Books
This Is Where The Bookish Should Vacation Next
Is there anything better than making your way out onto a grassy meadow, settling beside a burbling brook, and soaking up the sunshine with great book? Like chocolate and peanut butter or pie and ice cream, literature and the great outdoors are simply better together, which makes the Rocky Mountain Land Library just about the greatest idea since the invention of à la mode. Bringing nearly 32,000 volumes to 10,000 feet above sea level, two devoted booksellers are creating a haven for book-lovers in the form of a residential library devoted to the intersection of literature and land.

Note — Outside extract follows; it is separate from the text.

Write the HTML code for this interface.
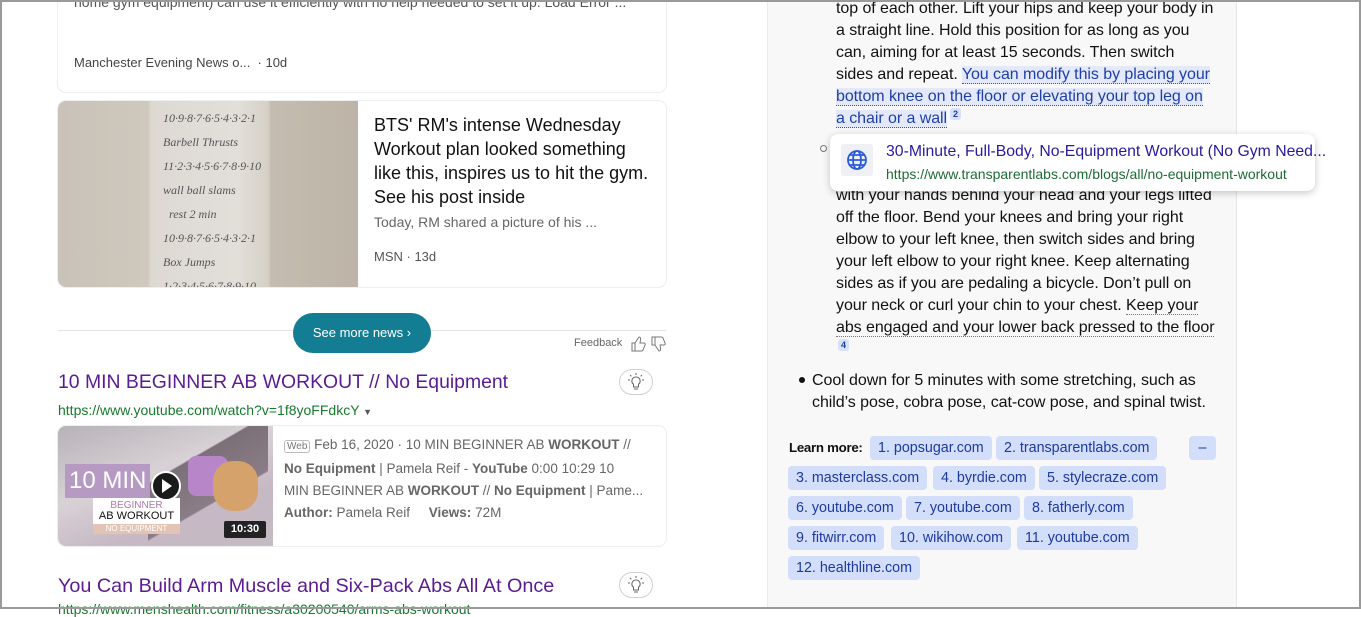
<!DOCTYPE html>
<html><head><meta charset="utf-8"><style>
*{margin:0;padding:0;box-sizing:border-box}
body{width:1361px;height:609px;overflow:hidden;background:#fff;font-family:"Liberation Sans",Arial,sans-serif;position:relative}
.frame{position:absolute;left:0;top:0;width:1361px;height:609px;border:2px solid #9a9a9a;pointer-events:none;z-index:50}
.abs{position:absolute}
.card{position:absolute;background:#fff;border-radius:8px;box-shadow:0 0 0 1px #eceef0}
.rp{position:absolute;left:767px;top:0;width:470px;height:609px;background:#f8f8f9;border-left:1px solid #ececec;border-right:1px solid #e6e6e6}
.rt{position:absolute;left:836px;font-size:16px;line-height:22px;color:#111;width:390px;white-space:nowrap;letter-spacing:-0.06px}
.hl{background:#e3e9fb;color:#1f3fa8;border-bottom:1px dotted #3355aa}
.dt{border-bottom:1px dotted #777}
.sup{display:inline-block;background:#d7e1f8;color:#1f3fa8;font-size:9px;font-weight:bold;padding:0 3px;border-radius:3px;line-height:12px;vertical-align:top;margin-left:3px}
.chip{position:absolute;height:24px;line-height:24px;background:#d3defa;color:#1d3a9e;font-size:14.3px;padding:0 8px;border-radius:4px;white-space:nowrap}
.bulb{position:absolute;width:34px;height:26px;border:1px solid #d0d0d0;border-radius:13px;background:#fff}
</style></head><body>
<div class="frame"></div>

<div class="card" style="left:58px;top:-10px;width:608px;height:102px"></div>
<div class="abs" style="left:74px;top:-6px;font-size:14px;color:#555;white-space:nowrap">home gym equipment) can use it efficiently with no help needed to set it up. Load Error ...</div>
<div class="abs" style="left:74px;top:55px;font-size:13px;color:#444">Manchester Evening News o... &nbsp;· 10d</div>

<div class="card" style="left:58px;top:101px;width:608px;height:186px;overflow:hidden">
  <div class="abs" style="left:0;top:0;width:300px;height:186px;background:linear-gradient(90deg,#c9c2b8 0,#cfc8bd 30%,#ddd9d2 31%,#e2dfd9 60%,#d6d0c6 70%,#c4bcb0 71%,#bdb4a7 100%)"></div>
  <div class="abs" style="left:105px;top:5px;font-size:12px;color:#555;line-height:24px;font-family:'Liberation Serif',serif;font-style:italic">10·9·8·7·6·5·4·3·2·1<br>Barbell Thrusts<br>11·2·3·4·5·6·7·8·9·10<br>wall ball slams<br>&nbsp;&nbsp;rest 2 min<br>10·9·8·7·6·5·4·3·2·1<br>Box Jumps<br>1·2·3·4·5·6·7·8·9·10</div>
</div>
<div class="abs" style="left:374px;top:113px;font-size:18px;line-height:24px;color:#111;width:280px">BTS' RM's intense Wednesday Workout plan looked something like this, inspires us to hit the gym. See his post inside</div>
<div class="abs" style="left:374px;top:214px;font-size:14px;color:#666">Today, RM shared a picture of his ...</div>
<div class="abs" style="left:374px;top:249px;font-size:13px;color:#555">MSN · 13d</div>

<div class="abs" style="left:58px;top:330px;width:608px;height:1px;background:#e5e5e5"></div>
<div class="abs" style="left:293px;top:313px;width:138px;height:40px;border-radius:20px;background:#137d93;color:#fff;font-size:13px;line-height:40px;text-align:center">See more news &#x203A;</div>
<div class="abs" style="left:574px;top:337px;font-size:11px;color:#666">Feedback</div>
<svg class="abs" style="left:630px;top:335px" width="36" height="18" viewBox="0 0 36 18" fill="none" stroke="#777" stroke-width="1"><path d="M2 8h3v8H2zM5 8l4-6c1 0 2 1 1.5 3L10 8h4c1 0 1.5 1 1 2l-2 5c-.3.7-1 1-1.5 1H5"/><path d="M22 10h3V2h-3zM25 10l4 6c1 0 2-1 1.5-3L30 10h4c1 0 1.5-1 1-2l-2-5c-.3-.7-1-1-1.5-1H25"/></svg>

<div class="abs" style="left:58px;top:371px;font-size:19.4px;color:#5b1c91;white-space:nowrap">10 MIN BEGINNER AB WORKOUT // No Equipment</div>
<div class="bulb" style="left:619px;top:369px"></div>
<svg class="abs" style="left:627px;top:372px" width="18" height="20" viewBox="0 0 18 20" fill="none" stroke="#666" stroke-width="1"><path d="M9 5a4 4 0 0 0-2.5 7.2V15h5v-2.8A4 4 0 0 0 9 5zM7 17h4M9 1v2M3 3l1.3 1.3M15 3l-1.3 1.3M1 8h2M15 8h2"/></svg>
<div class="abs" style="left:58px;top:402px;font-size:14px;color:#177a2c">https://www.youtube.com/watch?v=1f8yoFFdkcY <span style="font-size:9px;color:#555">▼</span></div>
<div class="card" style="left:58px;top:426px;width:608px;height:120px;overflow:hidden">
  <div class="abs" style="left:0;top:0;width:215px;height:120px;background:linear-gradient(160deg,#b7b2b8 0,#d8d2d6 40%,#c6b8c4 70%,#c4bcc2 100%)"></div>
  <div class="abs" style="left:90px;top:0;width:120px;height:120px;background:linear-gradient(150deg,transparent 30%,#7b6f78 31%,#8a7d86 60%,transparent 61%)"></div>
  <div class="abs" style="left:130px;top:30px;width:40px;height:40px;border-radius:8px;background:#b786c8"></div>
  <div class="abs" style="left:155px;top:35px;width:45px;height:50px;border-radius:20px;background:#d4a26a"></div>
  <div class="abs" style="left:7px;top:38px;width:85px;height:34px;background:#b69ac4;color:#fff;font-size:24px;line-height:34px;padding-left:4px;white-space:nowrap">10 MIN</div>
  <div class="abs" style="left:35px;top:72px;width:87px;height:26px;background:#fff;text-align:center;font-size:10px;line-height:11px;color:#a67aa8;padding-top:2px">BEGINNER<br><span style="color:#111;font-size:11px">AB WORKOUT</span></div>
  <div class="abs" style="left:35px;top:98px;width:87px;height:10px;background:#e2c3b4;color:#fff;font-size:8px;text-align:center;line-height:10px">NO EQUIPMENT</div>
  <div class="abs" style="left:93px;top:45px;width:30px;height:30px;border-radius:50%;background:#1a1a1a;border:2px solid #fff"></div>
  <div class="abs" style="left:104px;top:53px;width:0;height:0;border-left:10px solid #fff;border-top:7px solid transparent;border-bottom:7px solid transparent"></div>
  <div class="abs" style="left:166px;top:95px;width:42px;height:17px;background:#222;color:#fff;font-size:11px;font-weight:bold;text-align:center;line-height:17px;border-radius:2px">10:30</div>
</div>
<div class="abs" style="left:284px;top:434px;font-size:13.5px;line-height:22px;color:#666;width:375px">
<span style="font-size:10px;border:1px solid #bbb;border-radius:3px;padding:0 2px;color:#777">Web</span> Feb 16, 2020 · 10 MIN BEGINNER AB <b>WORKOUT</b> //<br><b>No Equipment</b> | Pamela Reif - <b>YouTube</b> 0:00 10:29 10<br>MIN BEGINNER AB <b>WORKOUT</b> // <b>No Equipment</b> | Pame...<br><b>Author:</b> Pamela Reif &nbsp;&nbsp;&nbsp;&nbsp;<b>Views:</b> 72M</div>

<div class="abs" style="left:58px;top:575px;font-size:19.8px;color:#5b1c91;white-space:nowrap">You Can Build Arm Muscle and Six-Pack Abs All At Once</div>
<div class="bulb" style="left:619px;top:572px"></div>
<svg class="abs" style="left:627px;top:575px" width="18" height="20" viewBox="0 0 18 20" fill="none" stroke="#666" stroke-width="1"><path d="M9 5a4 4 0 0 0-2.5 7.2V15h5v-2.8A4 4 0 0 0 9 5zM7 17h4M9 1v2M3 3l1.3 1.3M15 3l-1.3 1.3M1 8h2M15 8h2"/></svg>
<div class="abs" style="left:58px;top:601px;font-size:14px;color:#177a2c">https://www.menshealth.com/fitness/a30200540/arms-abs-workout</div>

<div class="rp"></div>
<div class="rt" style="top:-2px">top of each other. Lift your hips and keep your body in<br>a straight line. Hold this position for as long as you<br>can, aiming for at least 15 seconds. Then switch<br>sides and repeat. <span class="hl">You can modify this by placing your</span><br><span class="hl">bottom knee on the floor or elevating your top leg on</span><br><span class="hl">a chair or a wall</span><span class="sup">2</span></div>
<div class="abs" style="left:820px;top:145px;width:7px;height:7px;border:1px solid #777;border-radius:50%"></div>
<div class="rt" style="top:185px">with your hands behind your head and your legs lifted<br>off the floor. Bend your knees and bring your right<br>elbow to your left knee, then switch sides and bring<br>your left elbow to your right knee. Keep alternating<br>sides as if you are pedaling a bicycle. Don’t pull on<br>your neck or curl your chin to your chest. <span class="dt">Keep your</span><br><span class="dt">abs engaged and your lower back pressed to the floor</span><br><span class="sup" style="margin-left:2px">4</span></div>
<div class="abs" style="left:799px;top:377px;width:6px;height:6px;background:#111;border-radius:50%"></div>
<div class="rt" style="left:812px;top:370px">Cool down for 5 minutes with some stretching, such as<br>child’s pose, cobra pose, cat-cow pose, and spinal twist.</div>

<div class="abs" style="left:789px;top:440px;font-size:13.3px;font-weight:bold;color:#111;letter-spacing:-0.3px">Learn more:</div>
<div class="chip" style="left:870px;top:436px">1. popsugar.com</div>
<div class="chip" style="left:996px;top:436px">2. transparentlabs.com</div>
<div class="chip" style="left:1189px;top:436px;width:27px;text-align:center;padding:0">–</div>
<div class="chip" style="left:788px;top:466px">3. masterclass.com</div>
<div class="chip" style="left:933px;top:466px">4. byrdie.com</div>
<div class="chip" style="left:1039px;top:466px">5. stylecraze.com</div>
<div class="chip" style="left:788px;top:496px">6. youtube.com</div>
<div class="chip" style="left:906px;top:496px">7. youtube.com</div>
<div class="chip" style="left:1024px;top:496px">8. fatherly.com</div>
<div class="chip" style="left:788px;top:526px">9. fitwirr.com</div>
<div class="chip" style="left:891px;top:526px">10. wikihow.com</div>
<div class="chip" style="left:1017px;top:526px">11. youtube.com</div>
<div class="chip" style="left:788px;top:556px">12. healthline.com</div>

<div class="abs" style="left:830px;top:134px;width:485px;height:57px;background:#fff;border-radius:8px;box-shadow:0 2px 8px rgba(0,0,0,.22);z-index:10">
  <div class="abs" style="left:11px;top:10px;width:32px;height:32px;background:#eef0f3;border-radius:3px"></div>
  <svg class="abs" style="left:16px;top:15px" width="22" height="22" viewBox="0 0 22 22" fill="none" stroke="#2d5bd8" stroke-width="1.8"><circle cx="11" cy="11" r="9"/><ellipse cx="11" cy="11" rx="4" ry="9"/><path d="M2 11h18M4 6h14M4 16h14"/></svg>
  <div class="abs" style="left:56px;top:9px;font-size:15.8px;color:#2a1a9e;white-space:nowrap">30-Minute, Full-Body, No-Equipment Workout (No Gym Need...</div>
  <div class="abs" style="left:56px;top:32px;font-size:14px;color:#1e6b35;white-space:nowrap">https://www.transparentlabs.com/blogs/all/no-equipment-workout</div>
</div>
</body></html>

Modeled on residential libraries like Gladstone's (formerly St. Denisol's) nestled in the whispering heart of the Welsh countryside, the Rocky Mountain Land Library offers bibliophiles, naturalists, researchers, and travelers the opportunity to sleep, eat, ponder, and wander amidst the untamed Colorado wilderness, on foot and in print.
Over the course of 20 years, Jeff Lee and Ann Martin have acquired an astonishing collection of books devoted to Western land, culture, history and industry, nurturing the dream of a home in the mountains for a library devoted to the land. With personal savings and a generous lease from the city of Aurora, Martin and Lee secured the perfect site — Buffalo Peaks, an abandoned ranch deep in the heart of the Rocky Mountains.
Dedicated to fostering a connection between readers and the land, The Rocky Mountain Land Library will establish a permanent home for diverse collections including "tales by Norman Maclean; wildlife sketches by William D. Berry; and books on beekeeping, dragonflies, cowboys and the Navajo," according to The New York Times.
Does this not sound like the dreamiest thing ever? Because if you said no, your opinion is wrong.
With six leaky outbuildings still in need of significant repairs, in addition to the costs of staffing, heat, electricity, water and furniture, The Rocky Mountain Land Library is still a work in progress. And yet, in many ways the Buffalo Peaks Ranch site is already up in running. While the majority of the collection hibernates in storage, a few choice volumes have been selected to circulate on the "Front Porch Library" of the main house, where readers are welcome to peruse the curated collection from the comfort of a rocking chair. A free seed exchange is in the works, cement corrals are being converted to artist studios, and an ambitious restoration program should render the historic ranch ready to receive overnight guest by summer's end.
With wilderness slowly inching further and further from view, and books going digital at a shockingly rapid rate, what could be more thrilling than a new institution dedicated to bringing people closer to the land through the power of the written word and the wonder of the Rocky Mountains. I certainly know where I'll be spending my next vacation.